>> Tuesday, March 2, 2010
I thought that since I recently posted the recipe for Cheesy Rice, I'd post this recipe for stuffed red bell peppers. I made it up a while back when red peppers were on sale at the market and I had a batch of leftover rice in the fridge. I don't like traditional stuffed peppers at all and these were a really good alternative for me. Enjoy!
This week at my local Stop and Shop they are having a sale on red bell peppers: 10 lbs for $10. Red peppers are a staple in my house and I jumped at the chance to buy a bunch as I normally buy one large one and try to eek at least two dinners out of it. So because I now had 5 giant peppers left from my massive purchase on Saturday, I decided I'd give stuffed peppers a try. Now let me preface this by saying I HATE stuffed peppers. I grew up with soggy green peppers jammed with bland white rice, tomato sauce and ground hamburg. Bleck! (Sorry if I offend anyone.) So as a wife and mom, I've never once made this meal for my family.
I figured there had to be a way to make these dern things taste better so I set to work coming up with a plan- the result are below.
There are quite a few ingredients and steps to these but they were so flavorful and I think if you've got a little bit of time to play around in the kitchen, they're well worth the effort! None of the steps are hard and the ingredients are all easily found at any grocery store.
5 large red bell peppers, 1/2'd lengthwise and seeded
1 lb sweet Italian sausage (not in casings)
1/2 yellow onion, chopped
3 cloves of garlic, minced
1 tsp Tuscan sea salt*
1/2 tsp beef base or boullion granules
1 1/2 cups Cheesy Rice
1/4 cup feta cheese
1/4 cup shredded Italian cheese mix
1/4 cup grated parmesan cheese
1/2 cup sour cream
1/2 roasted red pepper (from a jar), diced
1 tsp dried Italian seasoning
1 tbsp (approx 5-6 leaves) fresh basil, chopped
1 cup diced tomato, drained
1/2 cup chopped green onion
1 1/4 cups vegetable stock
1 tbsp olive oil
Preheat oven to 350 degrees.
In a large pan, heat olive oil over medium heat. Add yellow onion and garlic, cook until onion becomes translucent. Add sausage and cook until browned. Drain on papertowels and set aside.

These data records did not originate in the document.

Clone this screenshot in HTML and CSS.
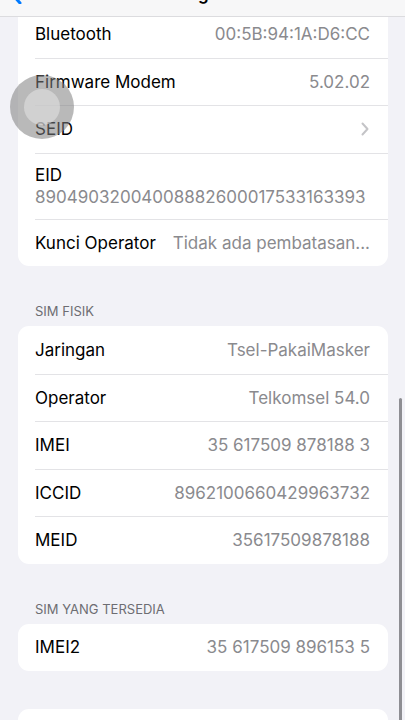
FILE: index.html
```html
<!DOCTYPE html>
<html>
<head>
  <title>Mengenai</title>
  <link rel="stylesheet" href="styles.css">
</head>
<body>
  <div class="navbar">
    <svg class="back" width="12" height="20" viewBox="0 0 12 20">
      <path d="M10 1 L2 10 L10 19" fill="none" stroke="#007aff" stroke-width="3" stroke-linecap="round" stroke-linejoin="round"/>
    </svg>
    <div class="nav-title">Mengenai</div>
  </div>

  <div class="content">
    <div class="group group-top">
      <div class="row">
        <span class="label">Bluetooth</span>
        <span class="value">00:5B:94:1A:D6:CC</span>
      </div>
      <div class="row">
        <span class="label">Firmware Modem</span>
        <span class="value">5.02.02</span>
      </div>
      <div class="row">
        <span class="label">SEID</span>
        <svg class="chevron" width="8" height="14" viewBox="0 0 8 14">
          <path d="M1.5 1.5 L6.5 7 L1.5 12.5" fill="none" stroke="#c4c4c7" stroke-width="2" stroke-linecap="round" stroke-linejoin="round"/>
        </svg>
      </div>
      <div class="row row-stack">
        <span class="label">EID</span>
        <span class="value">89049032004008882600017533163393</span>
      </div>
      <div class="row">
        <span class="label">Kunci Operator</span>
        <span class="value value-cut">Tidak ada pembatasan...</span>
      </div>
    </div>

    <div class="section-title">SIM Fisik</div>
    <div class="group">
      <div class="row">
        <span class="label">Jaringan</span>
        <span class="value">Tsel-PakaiMasker</span>
      </div>
      <div class="row">
        <span class="label">Operator</span>
        <span class="value">Telkomsel 54.0</span>
      </div>
      <div class="row">
        <span class="label">IMEI</span>
        <span class="value">35 617509 878188 3</span>
      </div>
      <div class="row">
        <span class="label">ICCID</span>
        <span class="value">8962100660429963732</span>
      </div>
      <div class="row">
        <span class="label">MEID</span>
        <span class="value">35617509878188</span>
      </div>
    </div>

    <div class="section-title">SIM yang tersedia</div>
    <div class="group">
      <div class="row">
        <span class="label">IMEI2</span>
        <span class="value">35 617509 896153 5</span>
      </div>
    </div>

    <div class="group group-spaced">
      <div class="row"></div>
    </div>
  </div>

  <div class="touch"><div class="touch-inner"></div></div>
  <div class="scrollbar"></div>
</body>
</html>
```

FILE: styles.css
```css
body {
  margin: 0;
  background-color: #f2f2f7;
  font-family: Inter, "Noto Sans", sans-serif;
  color: #000;
  overflow: hidden;
  height: 720px;
  position: relative;
}

.navbar {
  position: absolute;
  top: 0;
  left: 0;
  right: 0;
  height: 16px;
  background-color: #f7f7f8;
  border-bottom: 1px solid #dcdcdf;
  overflow: hidden;
  z-index: 2;
}

.back {
  position: absolute;
  left: 10px;
  top: -16px;
}

.nav-title {
  text-align: center;
  font-size: 17px;
  font-weight: 600;
  line-height: 22px;
  margin-top: -17px;
}

.content {
  padding: 10px 17px 40px 18px;
}

.group {
  background-color: #fff;
  border-radius: 11px;
  overflow: hidden;
}

.group-top {
  border-top-left-radius: 0;
  border-top-right-radius: 0;
}

.group-spaced {
  margin-top: 38px;
}

.row {
  display: flex;
  align-items: center;
  justify-content: space-between;
  gap: 10px;
  height: 47.5px;
  margin-left: 17px;
  padding-right: 18px;
  border-top: 1px solid #e3e3e6;
  box-sizing: border-box;
  font-size: 17px;
}

.row:first-child {
  border-top: none;
}

.row-stack {
  flex-direction: column;
  align-items: flex-start;
  justify-content: center;
  gap: 2px;
  height: 66px;
}

.label {
  white-space: nowrap;
}

.value {
  color: #8a8a8e;
  white-space: nowrap;
}

.value-cut {
  overflow: hidden;
  text-overflow: ellipsis;
  min-width: 0;
}

.chevron {
  margin-right: 1px;
}

.section-title {
  font-size: 13px;
  text-transform: uppercase;
  color: #6d6d72;
  margin: 37px 0 7px 17px;
  line-height: 16px;
}

.touch {
  position: absolute;
  left: 10px;
  top: 75px;
  width: 64px;
  height: 64px;
  border-radius: 50%;
  background-color: rgba(128, 128, 128, 0.55);
  display: flex;
  align-items: center;
  justify-content: center;
}

.touch-inner {
  width: 36px;
  height: 36px;
  border-radius: 50%;
  background-color: rgba(225, 225, 225, 0.6);
}

.scrollbar {
  position: absolute;
  right: 3px;
  top: 398px;
  width: 3px;
  height: 330px;
  border-radius: 2px;
  background-color: #8e8e93;
}
```
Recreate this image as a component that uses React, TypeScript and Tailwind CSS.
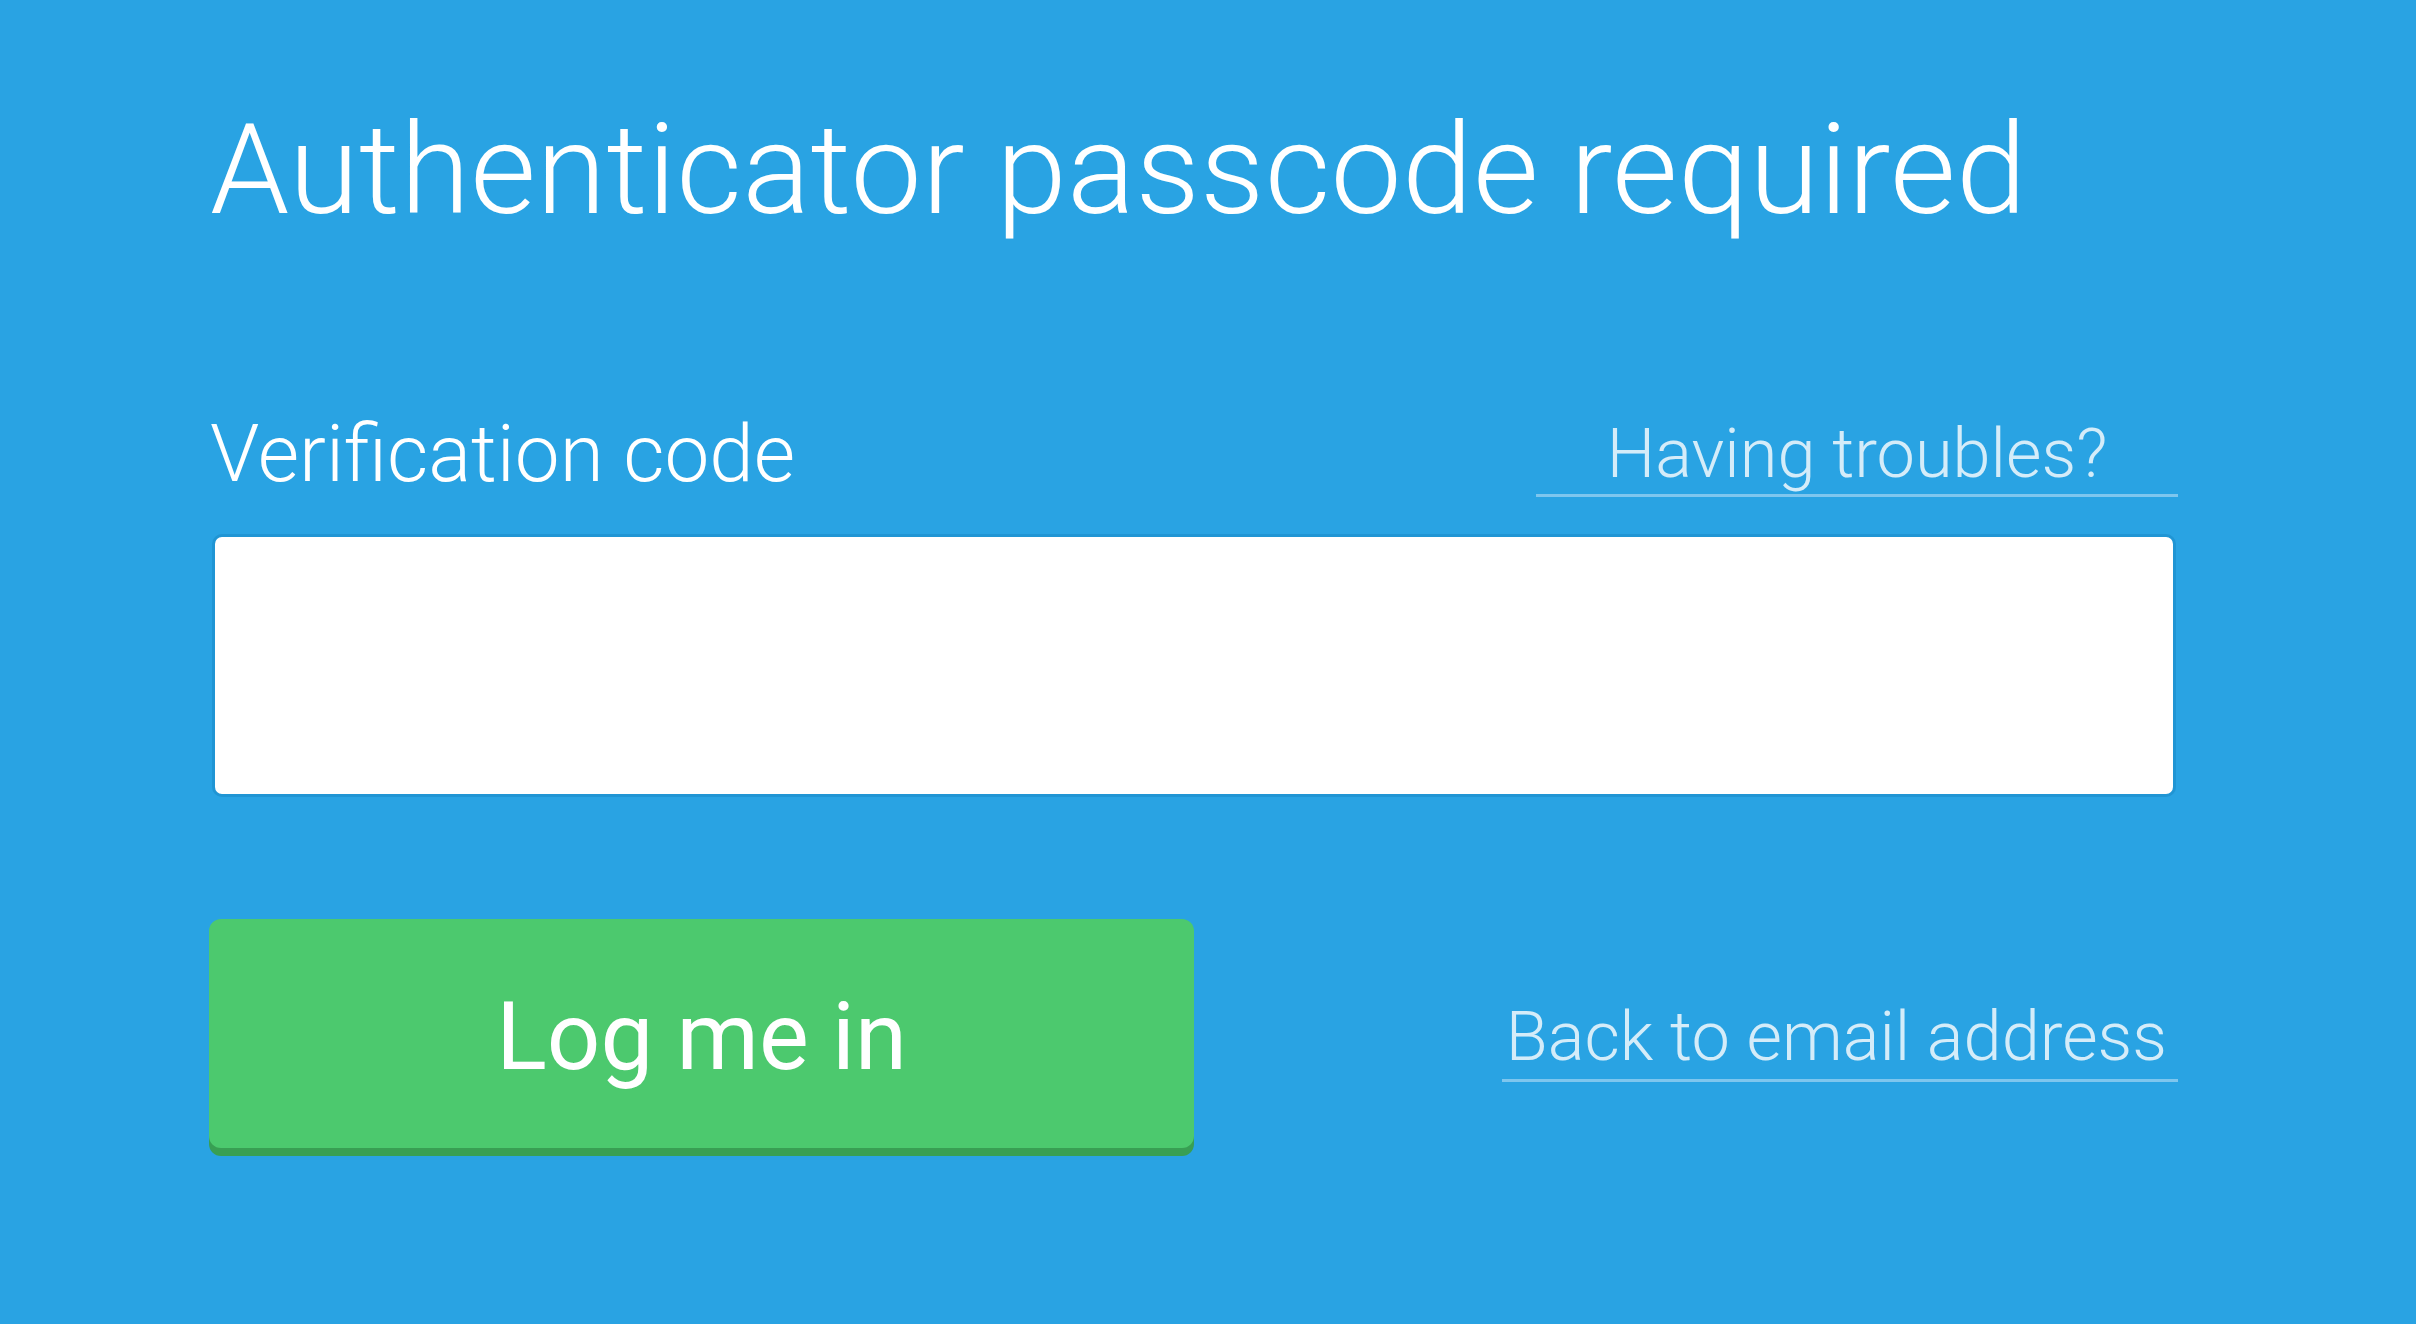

In a mixing bowl combine feta, shredded cheese, sour cream, parmesan, roasted red pepper, basil and Italian seasoning.
In a larger mixing bowl combine cheesy rice, diced tomato and green onion. Then add the feta/sour cream mixture to the rice and finally, add the sausage mixture and fold together until combined well.
Arrange pepper halves in a casserole dish and fill with stuffing mixture. Add vegetable stock to the bottom of the casserole dish and cover tightly with aluminum foil. Bake for 30 minutes, then remove foil, spoon stock over the tops of each pepper and cook an additional 15 minutes uncovered. Finish off by turning on the broiler for 2 minutes to put a nice brown on everything.
Served with tossed salad and homemade croutons
Special thanks my dear Lexi for my beautiful gift of Tuscan Sea Salts!
*Tuscan sea salt is a blend of large granule sea salt and traditional Tuscan herbs such as rosemary, sage and oregano. If you can't find this at your local market, substitute with 1 tsp plain sea salt combined with 1/4 tsp dried Italian seasoning
Like I said, there are a lot of steps to this- but it went pretty quick for me; I had exactly 1 1/2 cups of the cheesy rice in my fridge from dinner two nights ago and leftover diced tomatoes from when I made slow cooker chicken enchiladas, the day before that, so I was able to use up some fridge leftovers. You can certainly substitute other types of stock, onions, cheeses etc throughout this recipe to accomodate your family's tastes and what you have in your fridge/cupboards to keep the cost down. This only cost me $10 to make because I keep many of the ingredients on hand in my pantry.